Fubini's Theorem provides a crucial theoretical underpinning for the use of iterated integrals. It essentially states that, under certain conditions (primarily, if the function is continuous over the region of integration), the order of integration doesn't matter. The result will be the same whether you integrate with respect to x first or y first (or any combination for higher-order integrals). However, it's important to remember that the ease of calculation can be significantly affected by the choice of integration order.

Frequently Asked Questions (FAQ)

• Q: What if the region of integration is irregular?

  • A: For irregular regions, the limits of integration in the iterated integral will be more complex, often requiring careful consideration of the region's boundaries. Sometimes, it may be necessary to split the region into smaller, simpler sub-regions.

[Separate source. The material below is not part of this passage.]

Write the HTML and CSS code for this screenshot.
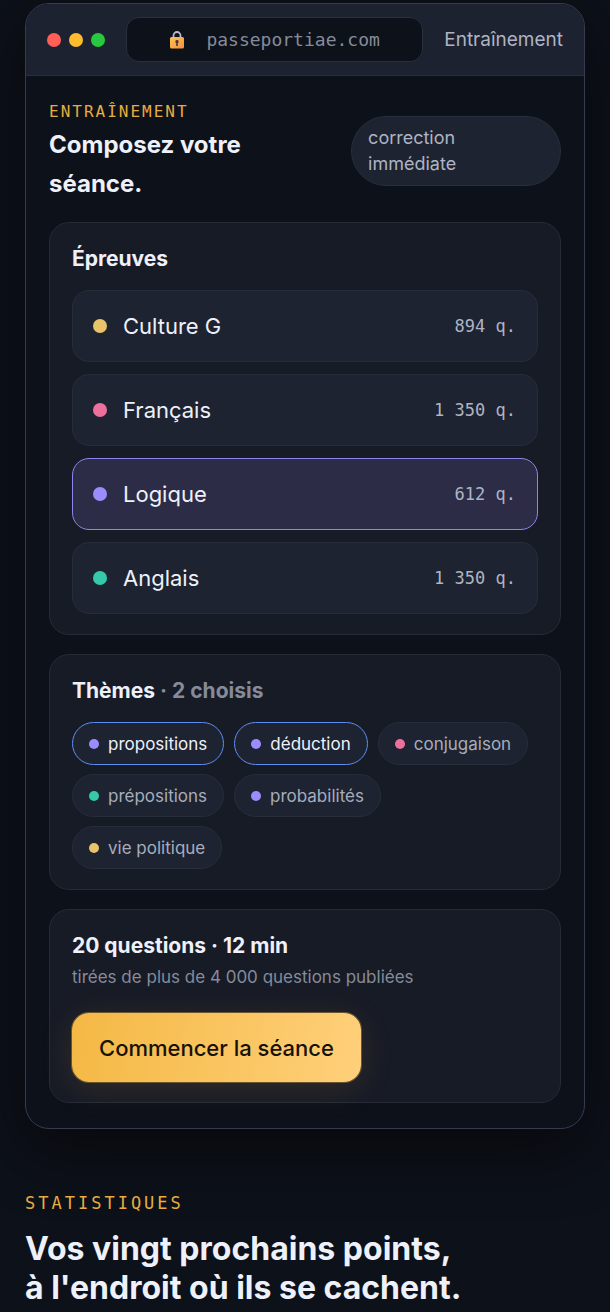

• Q: Can I always change the order of integration?

  • A: While Fubini's Theorem guarantees the same result under certain conditions, changing the order of integration often leads to different integral expressions, which can affect the complexity of the calculation.

• Q: What are some common mistakes to avoid?

  • A: Common mistakes include incorrectly determining the limits of integration, forgetting to treat other variables as constants during the inner integration, and making errors in basic integration techniques.

Conclusion: Mastering a Powerful Tool

Iterated integrals are a fundamental concept in multivariable calculus, providing a powerful technique for evaluating multiple integrals. Understanding their workings, from the sequential integration process to the geometrical interpretations and the application of Fubini's Theorem, empowers you to tackle complex problems across various disciplines. While the initial learning curve may seem steep, the rewards of mastering this powerful tool are significant. With practice and a firm grasp of the underlying principles, you’ll confidently navigate the world of multivariable integration and unlock its vast applications. Remember to always carefully define your region of integration and choose the order of integration that simplifies your calculations. Happy integrating!